Written problem:
Repeat the lines below exactly as they appear, but leave out the images.
* BEGIN Data block *
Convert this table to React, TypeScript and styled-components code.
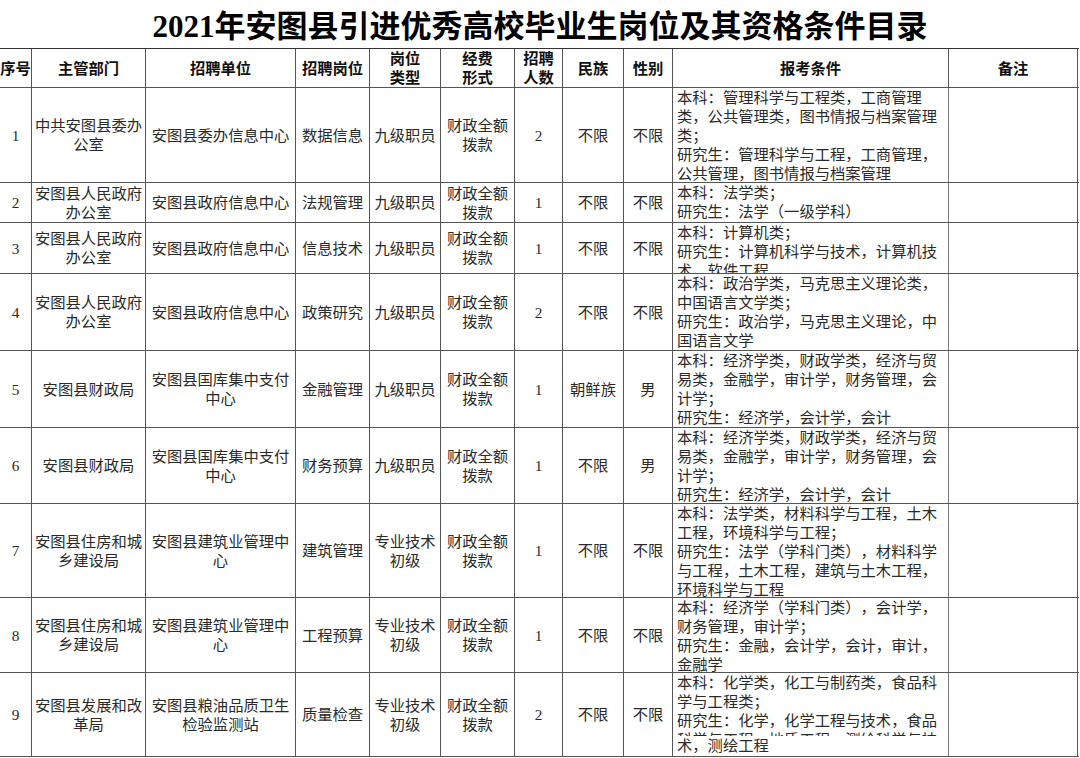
import React from "react";
import styled, {createGlobalStyle} from "styled-components";

const COLS = "32px 114px 150px 74px 71px 74px 48px 61px 49px 276px 129px";
const FONT = `"Liberation Serif", "Noto Sans CJK SC", serif`;

const GlobalStyle = createGlobalStyle`
  * {
    box-sizing: border-box;
  }
  body {
    margin: 0;
    background: #ffffff;
    overflow: hidden;
    font-family: ${FONT};
    text-spacing-trim: space-all;
  }
`

const Page = styled.div`
  width: 1080px;
  height: 758px;
  background: #ffffff;
  overflow: hidden;
`

const Title = styled.h1`
  margin: 0;
  height: 48px;
  display: flex;
  justify-content: center;
  align-items: center;
  padding-bottom: 2px;
  font-family: ${FONT};
  font-size: 31px;
  font-weight: 700;
  color: #000000;
  letter-spacing: 0;
`

const Table = styled.div`
  width: 1079px;
  border-top: 1px solid #333;
`

const Row = styled.div<{ $h: number }>`
  display: grid;
  grid-template-columns: ${COLS};
  height: ${p => p.$h}px;
  border-bottom: 1px solid #555;
`

const Cell = styled.div<{ $head?: boolean; $tight?: boolean }>`
  display: flex;
  align-items: center;
  justify-content: center;
  text-align: center;
  padding: ${p => (p.$tight ? "0" : "0 2px")};
  border-right: 1px solid #555;
  overflow: hidden;
  font-size: 15.3px;
  line-height: 19px;
  font-weight: ${p => (p.$head ? 700 : 400)};
  color: ${p => (p.$head ? "#111" : "#2a2a2a")};
  white-space: ${p => (p.$tight ? "nowrap" : "pre-line")};
  text-spacing-trim: space-all;
`

const CondCell = styled.div`
  padding: 0 2px 0 4px;
  border-right: 1px solid #7a7a7a;
  overflow: hidden;
  font-size: 15.3px;
  line-height: 19px;
  color: #2a2a2a;
  text-align: left;
  text-spacing-trim: space-all;
`

const CondLine = styled.div`
  white-space: normal;
`

const ClippedLine = styled.div`
  height: 6px;
  overflow: hidden;
  white-space: nowrap;
`

type Job = {
    no: number;
    dept: string;
    unit: string;
    post: string;
    kind: string;
    fund: string;
    count: number;
    nation: string;
    sex: string;
    cond: string[];
    clipped?: string;
    tail?: string;
    h: number;
};

const FUND = "财政全额拨款";

const jobs: Job[] = [
    {
        no: 1, dept: "中共安图县委办公室", unit: "安图县委办信息中心", post: "数据信息", kind: "九级职员",
        fund: FUND, count: 2, nation: "不限", sex: "不限", h: 95,
        cond: ["本科：管理科学与工程类，工商管理类，公共管理类，图书情报与档案管理类；", "研究生：管理科学与工程，工商管理，公共管理，图书情报与档案管理"],
    },
    {
        no: 2, dept: "安图县人民政府办公室", unit: "安图县政府信息中心", post: "法规管理", kind: "九级职员",
        fund: FUND, count: 1, nation: "不限", sex: "不限", h: 40,
        cond: ["本科：法学类；", "研究生：法学（一级学科）"],
    },
    {
        no: 3, dept: "安图县人民政府办公室", unit: "安图县政府信息中心", post: "信息技术", kind: "九级职员",
        fund: FUND, count: 1, nation: "不限", sex: "不限", h: 51,
        cond: ["本科：计算机类；", "研究生：计算机科学与技术，计算机技术，软件工程"],
    },
    {
        no: 4, dept: "安图县人民政府办公室", unit: "安图县政府信息中心", post: "政策研究", kind: "九级职员",
        fund: FUND, count: 2, nation: "不限", sex: "不限", h: 77,
        cond: ["本科：政治学类，马克思主义理论类，中国语言文学类；", "研究生：政治学，马克思主义理论，中国语言文学"],
    },
    {
        no: 5, dept: "安图县财政局", unit: "安图县国库集中支付中心", post: "金融管理", kind: "九级职员",
        fund: FUND, count: 1, nation: "朝鲜族", sex: "男", h: 77,
        cond: ["本科：经济学类，财政学类，经济与贸易类，金融学，审计学，财务管理，会计学；", "研究生：经济学，会计学，会计"],
    },
    {
        no: 6, dept: "安图县财政局", unit: "安图县国库集中支付中心", post: "财务预算", kind: "九级职员",
        fund: FUND, count: 1, nation: "不限", sex: "男", h: 76,
        cond: ["本科：经济学类，财政学类，经济与贸易类，金融学，审计学，财务管理，会计学；", "研究生：经济学，会计学，会计"],
    },
    {
        no: 7, dept: "安图县住房和城乡建设局", unit: "安图县建筑业管理中心", post: "建筑管理", kind: "专业技术初级",
        fund: FUND, count: 1, nation: "不限", sex: "不限", h: 94,
        cond: ["本科：法学类，材料科学与工程，土木工程，环境科学与工程；", "研究生：法学（学科门类），材料科学与工程，土木工程，建筑与土木工程，环境科学与工程"],
    },
    {
        no: 8, dept: "安图县住房和城乡建设局", unit: "安图县建筑业管理中心", post: "工程预算", kind: "专业技术初级",
        fund: FUND, count: 1, nation: "不限", sex: "不限", h: 75,
        cond: ["本科：经济学（学科门类），会计学，财务管理，审计学；", "研究生：金融，会计学，会计，审计，金融学"],
    },
    {
        no: 9, dept: "安图县发展和改革局", unit: "安图县粮油品质卫生检验监测站", post: "质量检查", kind: "专业技术初级",
        fund: FUND, count: 2, nation: "不限", sex: "不限", h: 84,
        cond: ["本科：化学类，化工与制药类，食品科学与工程类；", "研究生：化学，化学工程与技术，食品"],
        clipped: "科学与工程，地质工程，测绘科学与技",
        tail: "术，测绘工程",
    },
];

const headers = ["序号", "主管部门", "招聘单位", "招聘岗位", "岗位\n类型", "经费\n形式", "招聘\n人数", "民族", "性别", "报考条件", "备注"];

const App = () => {
    return (
        <Page>
            <GlobalStyle/>
            <Title>2021年安图县引进优秀高校毕业生岗位及其资格条件目录</Title>
            <Table>
                <Row $h={39}>
                    {headers.map((h, i) => <Cell key={h} $head $tight={i === 0}>{h}</Cell>)}
                </Row>
                {jobs.map(job => (
                    <Row key={job.no} $h={job.h}>
                        <Cell $tight>{job.no}</Cell>
                        <Cell>{job.dept}</Cell>
                        <Cell>{job.unit}</Cell>
                        <Cell>{job.post}</Cell>
                        <Cell>{job.kind}</Cell>
                        <Cell>{job.fund}</Cell>
                        <Cell>{job.count}</Cell>
                        <Cell>{job.nation}</Cell>
                        <Cell>{job.sex}</Cell>
                        <CondCell>
                            {job.cond.map(c => <CondLine key={c}>{c}</CondLine>)}
                            {job.clipped && <ClippedLine>{job.clipped}</ClippedLine>}
                            {job.tail && <CondLine>{job.tail}</CondLine>}
                        </CondCell>
                        <Cell/>
                    </Row>
                ))}
            </Table>
        </Page>
    );
}

export default App;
* END Data block *
Reply:
Convert this table to React, TypeScript and styled-components code.
import React from "react";
import styled, {createGlobalStyle} from "styled-components";

const COLS = "32px 114px 150px 74px 71px 74px 48px 61px 49px 276px 129px";
const FONT = `"Liberation Serif", "Noto Sans CJK SC", serif`;

const GlobalStyle = createGlobalStyle`
  * {
    box-sizing: border-box;
  }
  body {
    margin: 0;
    background: #ffffff;
    overflow: hidden;
    font-family: ${FONT};
    text-spacing-trim: space-all;
  }
`

const Page = styled.div`
  width: 1080px;
  height: 758px;
  background: #ffffff;
  overflow: hidden;
`

const Title = styled.h1`
  margin: 0;
  height: 48px;
  display: flex;
  justify-content: center;
  align-items: center;
  padding-bottom: 2px;
  font-family: ${FONT};
  font-size: 31px;
  font-weight: 700;
  color: #000000;
  letter-spacing: 0;
`

const Table = styled.div`
  width: 1079px;
  border-top: 1px solid #333;
`

const Row = styled.div<{ $h: number }>`
  display: grid;
  grid-template-columns: ${COLS};
  height: ${p => p.$h}px;
  border-bottom: 1px solid #555;
`

const Cell = styled.div<{ $head?: boolean; $tight?: boolean }>`
  display: flex;
  align-items: center;
  justify-content: center;
  text-align: center;
  padding: ${p => (p.$tight ? "0" : "0 2px")};
  border-right: 1px solid #555;
  overflow: hidden;
  font-size: 15.3px;
  line-height: 19px;
  font-weight: ${p => (p.$head ? 700 : 400)};
  color: ${p => (p.$head ? "#111" : "#2a2a2a")};
  white-space: ${p => (p.$tight ? "nowrap" : "pre-line")};
  text-spacing-trim: space-all;
`

const CondCell = styled.div`
  padding: 0 2px 0 4px;
  border-right: 1px solid #7a7a7a;
  overflow: hidden;
  font-size: 15.3px;
  line-height: 19px;
  color: #2a2a2a;
  text-align: left;
  text-spacing-trim: space-all;
`

const CondLine = styled.div`
  white-space: normal;
`

const ClippedLine = styled.div`
  height: 6px;
  overflow: hidden;
  white-space: nowrap;
`

type Job = {
    no: number;
    dept: string;
    unit: string;
    post: string;
    kind: string;
    fund: string;
    count: number;
    nation: string;
    sex: string;
    cond: string[];
    clipped?: string;
    tail?: string;
    h: number;
};

const FUND = "财政全额拨款";

const jobs: Job[] = [
    {
        no: 1, dept: "中共安图县委办公室", unit: "安图县委办信息中心", post: "数据信息", kind: "九级职员",
        fund: FUND, count: 2, nation: "不限", sex: "不限", h: 95,
        cond: ["本科：管理科学与工程类，工商管理类，公共管理类，图书情报与档案管理类；", "研究生：管理科学与工程，工商管理，公共管理，图书情报与档案管理"],
    },
    {
        no: 2, dept: "安图县人民政府办公室", unit: "安图县政府信息中心", post: "法规管理", kind: "九级职员",
        fund: FUND, count: 1, nation: "不限", sex: "不限", h: 40,
        cond: ["本科：法学类；", "研究生：法学（一级学科）"],
    },
    {
        no: 3, dept: "安图县人民政府办公室", unit: "安图县政府信息中心", post: "信息技术", kind: "九级职员",
        fund: FUND, count: 1, nation: "不限", sex: "不限", h: 51,
        cond: ["本科：计算机类；", "研究生：计算机科学与技术，计算机技术，软件工程"],
    },
    {
        no: 4, dept: "安图县人民政府办公室", unit: "安图县政府信息中心", post: "政策研究", kind: "九级职员",
        fund: FUND, count: 2, nation: "不限", sex: "不限", h: 77,
        cond: ["本科：政治学类，马克思主义理论类，中国语言文学类；", "研究生：政治学，马克思主义理论，中国语言文学"],
    },
    {
        no: 5, dept: "安图县财政局", unit: "安图县国库集中支付中心", post: "金融管理", kind: "九级职员",
        fund: FUND, count: 1, nation: "朝鲜族", sex: "男", h: 77,
        cond: ["本科：经济学类，财政学类，经济与贸易类，金融学，审计学，财务管理，会计学；", "研究生：经济学，会计学，会计"],
    },
    {
        no: 6, dept: "安图县财政局", unit: "安图县国库集中支付中心", post: "财务预算", kind: "九级职员",
        fund: FUND, count: 1, nation: "不限", sex: "男", h: 76,
        cond: ["本科：经济学类，财政学类，经济与贸易类，金融学，审计学，财务管理，会计学；", "研究生：经济学，会计学，会计"],
    },
    {
        no: 7, dept: "安图县住房和城乡建设局", unit: "安图县建筑业管理中心", post: "建筑管理", kind: "专业技术初级",
        fund: FUND, count: 1, nation: "不限", sex: "不限", h: 94,
        cond: ["本科：法学类，材料科学与工程，土木工程，环境科学与工程；", "研究生：法学（学科门类），材料科学与工程，土木工程，建筑与土木工程，环境科学与工程"],
    },
    {
        no: 8, dept: "安图县住房和城乡建设局", unit: "安图县建筑业管理中心", post: "工程预算", kind: "专业技术初级",
        fund: FUND, count: 1, nation: "不限", sex: "不限", h: 75,
        cond: ["本科：经济学（学科门类），会计学，财务管理，审计学；", "研究生：金融，会计学，会计，审计，金融学"],
    },
    {
        no: 9, dept: "安图县发展和改革局", unit: "安图县粮油品质卫生检验监测站", post: "质量检查", kind: "专业技术初级",
        fund: FUND, count: 2, nation: "不限", sex: "不限", h: 84,
        cond: ["本科：化学类，化工与制药类，食品科学与工程类；", "研究生：化学，化学工程与技术，食品"],
        clipped: "科学与工程，地质工程，测绘科学与技",
        tail: "术，测绘工程",
    },
];

const headers = ["序号", "主管部门", "招聘单位", "招聘岗位", "岗位\n类型", "经费\n形式", "招聘\n人数", "民族", "性别", "报考条件", "备注"];

const App = () => {
    return (
        <Page>
            <GlobalStyle/>
            <Title>2021年安图县引进优秀高校毕业生岗位及其资格条件目录</Title>
            <Table>
                <Row $h={39}>
                    {headers.map((h, i) => <Cell key={h} $head $tight={i === 0}>{h}</Cell>)}
                </Row>
                {jobs.map(job => (
                    <Row key={job.no} $h={job.h}>
                        <Cell $tight>{job.no}</Cell>
                        <Cell>{job.dept}</Cell>
                        <Cell>{job.unit}</Cell>
                        <Cell>{job.post}</Cell>
                        <Cell>{job.kind}</Cell>
                        <Cell>{job.fund}</Cell>
                        <Cell>{job.count}</Cell>
                        <Cell>{job.nation}</Cell>
                        <Cell>{job.sex}</Cell>
                        <CondCell>
                            {job.cond.map(c => <CondLine key={c}>{c}</CondLine>)}
                            {job.clipped && <ClippedLine>{job.clipped}</ClippedLine>}
                            {job.tail && <CondLine>{job.tail}</CondLine>}
                        </CondCell>
                        <Cell/>
                    </Row>
                ))}
            </Table>
        </Page>
    );
}

export default App;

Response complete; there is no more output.